70 women taken in police custody

Kathmandu, August 3:

At least 70 women activists were detained today when they were preparing to rally semi-naked women in Kathmandu to pressure the government to investigate the death of rights activist Laxmi Bohora in Kanchanpur.

The police said the women were arrested as rallying semi-naked in public was against the law.

“We will free all of them by the evening,” SP Sarbendra Khanal at the Metropolitan Police Range Kathmandu said.

Bohora, a human rights defender associated with the Women Rehabilitation Centre, had committed suicide on May 6, according to the Mahakali Zonal Hospital’s report. The women activists, however, have been accusing husband Tek Raj Bohora and mother-in-law Dhana Devi Bohora of plotting Laxmi’s murder. The women activists, who have been staging a relay hunger strike at Maitighar Mandala since 22 days, decided to take to the streets today by wrapping a black cloth from chest to knee to draw the government’s attention to the case.

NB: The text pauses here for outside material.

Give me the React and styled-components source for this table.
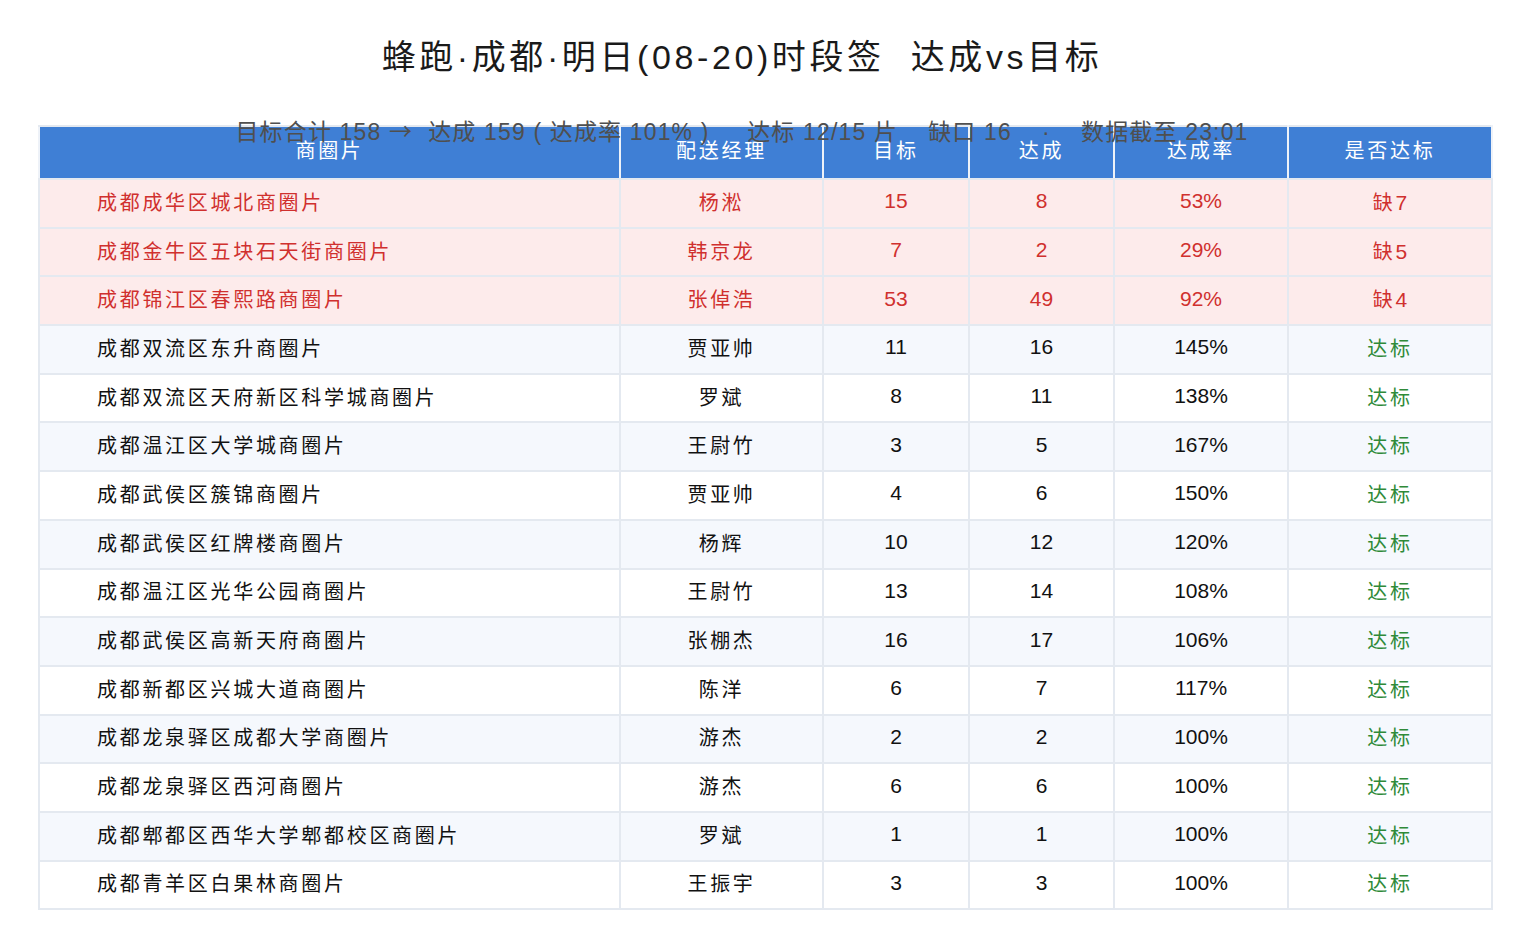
import React from "react";
import styled, { createGlobalStyle } from "styled-components";

const Global = createGlobalStyle`
  html, body { margin: 0; padding: 0; background: #ffffff; }
  body { font-family: "Liberation Sans", "Noto Sans CJK SC", sans-serif; }
`;

const Page = styled.div`
  width: 1528px;
  height: 947px;
  padding-top: 37px;
  box-sizing: border-box;
  overflow: hidden;
`;

const Heading = styled.div`
  width: 1484px;
  text-align: center;
`;

const Title = styled.h1`
  margin: 0;
  font-size: 34px;
  line-height: 40px;
  font-weight: 400;
  letter-spacing: 3.6px;
  color: #1a1a1a;
  white-space: pre;
`;

const Subtitle = styled.div`
  position: relative;
  z-index: 2;
  height: 26px;
  margin-top: 42px;
  margin-bottom: -20px;
  font-size: 23px;
  line-height: 26px;
  letter-spacing: 1.15px;
  color: #4f4f4f;
  white-space: pre;
`;

const Arrow = styled.span`
  font-family: "Noto Sans CJK SC", sans-serif;
  line-height: 1;
`;

const TableWrap = styled.div`
  padding-left: 38px;
`;

const Table = styled.table`
  width: 1453px;
  table-layout: fixed;
  border-collapse: collapse;
  font-size: 20px;
  letter-spacing: 2.7px;
`;

const HeadCell = styled.th`
  height: 53px;
  padding: 0 0 7px 0;
  background: #3f7fd5;
  color: #ffffff;
  font-weight: 400;
  text-align: center;
  border: 2px solid #e4e9f0;
  border-left-color: #eef2f8;
  border-right-color: #eef2f8;
  box-sizing: border-box;
`;

const Row = styled.tr`
  background: ${(p) => (p.$bad ? "#fdebeb" : p.$alt ? "#f5f8fd" : "#ffffff")};
  color: ${(p) => (p.$bad ? "#d0302e" : "#111111")};
`;

const Cell = styled.td`
  height: 48.7px;
  padding: 0 0 4px ${(p) => (p.$left ? "57px" : "0")};
  text-align: ${(p) => (p.$left ? "left" : "center")};
  font-size: ${(p) => (p.$num ? "21px" : "20px")};
  letter-spacing: ${(p) => (p.$num ? "0" : "2.7px")};
  border: 2px solid #e4e9f0;
  box-sizing: border-box;
  white-space: nowrap;
`;

const Status = styled.span`
  color: ${(p) => (p.$ok ? "#2f8a39" : "inherit")};
`;

const Digit = styled.span`
  font-size: 21px;
  letter-spacing: 0;
`;

const cols = [581, 203, 146, 145, 174, 204];

const data = [
  ["成都成华区城北商圈片", "杨淞", 15, 8],
  ["成都金牛区五块石天街商圈片", "韩京龙", 7, 2],
  ["成都锦江区春熙路商圈片", "张倬浩", 53, 49],
  ["成都双流区东升商圈片", "贾亚帅", 11, 16],
  ["成都双流区天府新区科学城商圈片", "罗斌", 8, 11],
  ["成都温江区大学城商圈片", "王尉竹", 3, 5],
  ["成都武侯区簇锦商圈片", "贾亚帅", 4, 6],
  ["成都武侯区红牌楼商圈片", "杨辉", 10, 12],
  ["成都温江区光华公园商圈片", "王尉竹", 13, 14],
  ["成都武侯区高新天府商圈片", "张棚杰", 16, 17],
  ["成都新都区兴城大道商圈片", "陈洋", 6, 7],
  ["成都龙泉驿区成都大学商圈片", "游杰", 2, 2],
  ["成都龙泉驿区西河商圈片", "游杰", 6, 6],
  ["成都郫都区西华大学郫都校区商圈片", "罗斌", 1, 1],
  ["成都青羊区白果林商圈片", "王振宇", 3, 3],
];

const headers = ["商圈片", "配送经理", "目标", "达成", "达成率", "是否达标"];

export default function App() {
  return (
    <Page>
      <Global />
      <Heading>
        <Title>{"蜂跑·成都·明日(08-20)时段签  达成vs目标"}</Title>
        <Subtitle>
          {"目标合计 158 "}
          <Arrow>→</Arrow>
          {"  达成 159 ( 达成率 101% )     达标 12/15 片    缺口 16    ·    数据截至 23:01"}
        </Subtitle>
      </Heading>
      <TableWrap>
        <Table>
          <colgroup>
            {cols.map((w, i) => (
              <col key={i} style={{ width: w }} />
            ))}
          </colgroup>
          <thead>
            <tr>
              {headers.map((h) => (
                <HeadCell key={h}>{h}</HeadCell>
              ))}
            </tr>
          </thead>
          <tbody>
            {data.map(([name, mgr, target, done], i) => {
              const bad = done < target;
              const rate = Math.round((done / target) * 100);
              return (
                <Row key={name} $bad={bad} $alt={i % 2 === 1}>
                  <Cell $left>{name}</Cell>
                  <Cell>{mgr}</Cell>
                  <Cell $num>{target}</Cell>
                  <Cell $num>{done}</Cell>
                  <Cell $num>{rate}%</Cell>
                  <Cell>
                    <Status $ok={!bad}>
                      {bad ? (
                        <>
                          缺<Digit>{target - done}</Digit>
                        </>
                      ) : (
                        "达标"
                      )}
                    </Status>
                  </Cell>
                </Row>
              );
            })}
          </tbody>
        </Table>
      </TableWrap>
    </Page>
  );
}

They were also demanding the government to form a high-level commission to address various forms of violence against women in the country.

Sarada Chand, coordinator of the protests, said the police early this morning manhandled women and forcefully removed tents from Maitighar Mandala while they were preparing to take out the rally.

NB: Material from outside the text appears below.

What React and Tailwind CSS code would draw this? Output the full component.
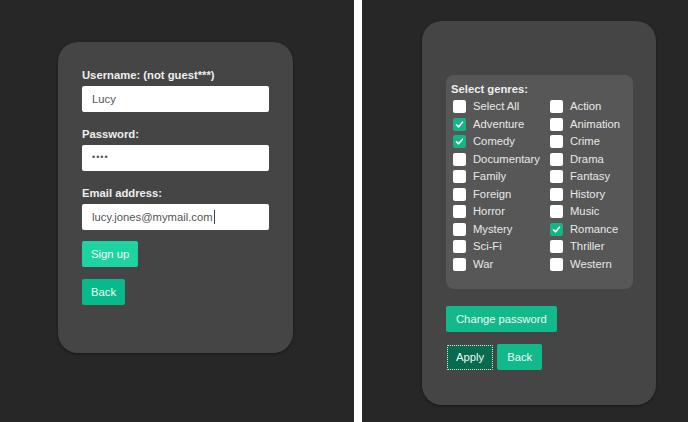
import React from 'react';

const genres = [
  ['Select All', false], ['Action', false],
  ['Adventure', true], ['Animation', false],
  ['Comedy', true], ['Crime', false],
  ['Documentary', false], ['Drama', false],
  ['Family', false], ['Fantasy', false],
  ['Foreign', false], ['History', false],
  ['Horror', false], ['Music', false],
  ['Mystery', false], ['Romance', true],
  ['Sci-Fi', false], ['Thriller', false],
  ['War', false], ['Western', false],
];

function Box({ checked }) {
  if (checked) {
    return (
      <span className="flex h-[13px] w-[13px] shrink-0 items-center justify-center rounded-[2px] bg-[#12b585]">
        <svg width="9" height="9" viewBox="0 0 9 9" fill="none">
          <polyline points="1.5,4.8 3.6,6.8 7.5,2.2" stroke="#fff" strokeWidth="1.6" strokeLinecap="round" strokeLinejoin="round" />
        </svg>
      </span>
    );
  }
  return <span className="h-[13px] w-[13px] shrink-0 rounded-[2px] bg-white" />;
}

function Field({ label, value, caret }) {
  return (
    <div className="flex flex-col">
      <span className="text-[11.25px] leading-[14px] font-bold text-[#eeeeee]">{label}</span>
      <div className="mt-1 flex h-[26px] w-[187px] items-center rounded-[2px] bg-white pl-[10px] text-[11.25px] text-[#555555]">
        {value}
        {caret && <span className="ml-[1px] h-[14px] w-px bg-[#444]" />}
      </div>
    </div>
  );
}

export default function App() {
  return (
    <div className="flex h-[422px] w-[688px] bg-[#272727] font-['Liberation_Sans',Arial,sans-serif]">
      {/* left: sign up */}
      <div className="w-[354px] pl-[58px] pt-[42px]">
        <div className="flex h-[311px] w-[235px] flex-col rounded-[20px] bg-[#454545] pl-[24px] pt-[26px] shadow-[0_1px_3px_rgba(0,0,0,0.4)]">
          <Field label="Username: (not guest***)" value="Lucy" />
          <div className="mt-[15px]">
            <Field label="Password:" value={<span className="text-[9px] tracking-[1px]">••••</span>} />
          </div>
          <div className="mt-[15px]">
            <Field label="Email address:" value="lucy.jones@mymail.com" caret />
          </div>
          <div className="mt-[11px] flex flex-col items-start gap-[12px]">
            <button className="h-[26px] rounded-[2px] bg-[#1ed3a0] px-[9px] text-[11.25px] text-[#eefaf6]">Sign up</button>
            <button className="h-[26px] rounded-[2px] bg-[#08ba8b] px-[9px] text-[11.25px] text-[#eefaf6]">Back</button>
          </div>
        </div>
      </div>

      <div className="w-[8px] bg-white" />

      {/* right: preferences */}
      <div className="flex-1 pl-[60px] pt-[21px]">
        <div className="flex h-[384px] w-[234px] flex-col rounded-[20px] bg-[#454545] pl-[24px] pt-[54px] shadow-[0_1px_3px_rgba(0,0,0,0.4)]">
          <div className="w-[187px] rounded-[8px] bg-[#575757] pb-[16px] pl-[5px] pt-[7px]">
            <div className="text-[11.25px] leading-[14px] font-bold text-[#eeeeee]">Select genres:</div>
            <div className="mt-[2px] grid grid-cols-[97px_1fr]">
              {genres.map(([name, checked]) => (
                <div key={name} className="flex h-[17.5px] items-center gap-[7px] pl-[2px] text-[11.25px] text-[#e8e8e8]">
                  <Box checked={checked} />
                  <span>{name}</span>
                </div>
              ))}
            </div>
          </div>
          <div className="mt-[17px] flex flex-col items-start gap-[12px]">
            <button className="h-[26px] rounded-[2px] bg-[#12b98a] px-[10px] text-[11.25px] text-[#eefaf6]">Change password</button>
            <div className="flex items-center gap-[4px]">
              <button className="ml-[1px] h-[25px] rounded-[1px] border border-dotted border-[#cfe9df] bg-[#086a4e] px-[8px] text-[11.25px] text-[#eefaf6]">Apply</button>
              <button className="h-[26px] rounded-[2px] bg-[#12b98a] px-[10px] text-[11.25px] text-[#eefaf6]">Back</button>
            </div>
          </div>
        </div>
      </div>
    </div>
  );
}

“Police entered the tent when women were dressing in a black piece of cloth,” said Chand, adding that policemen and policewomen brutally beat women and took eight of them to the Nepal Police Club. When the police prevented us from taking out the rally programme from Maitighar, we organised an hour-long road block, Chand said, adding, “Later, we took out rallies from New Baneshwore and Thamel.”

Five women were injured in a clash, the police said. “Four of them have been discharged from hospital, while one is being treated,” the police said.

Meanwhile, National Human Rights Commission expressed concern about the excessive

use of force by the police to disrupt a peaceful protest of

women activists. The commission urged the government to call women activists for talks and resolve the matter.

It has urged the government not to use excessive force, immediately release the detained women and provide medical treatment to injured women.

Meanwhile, Jagaran Nepal-For Women Rights, Peace and Governance condemned the police’s brutal act.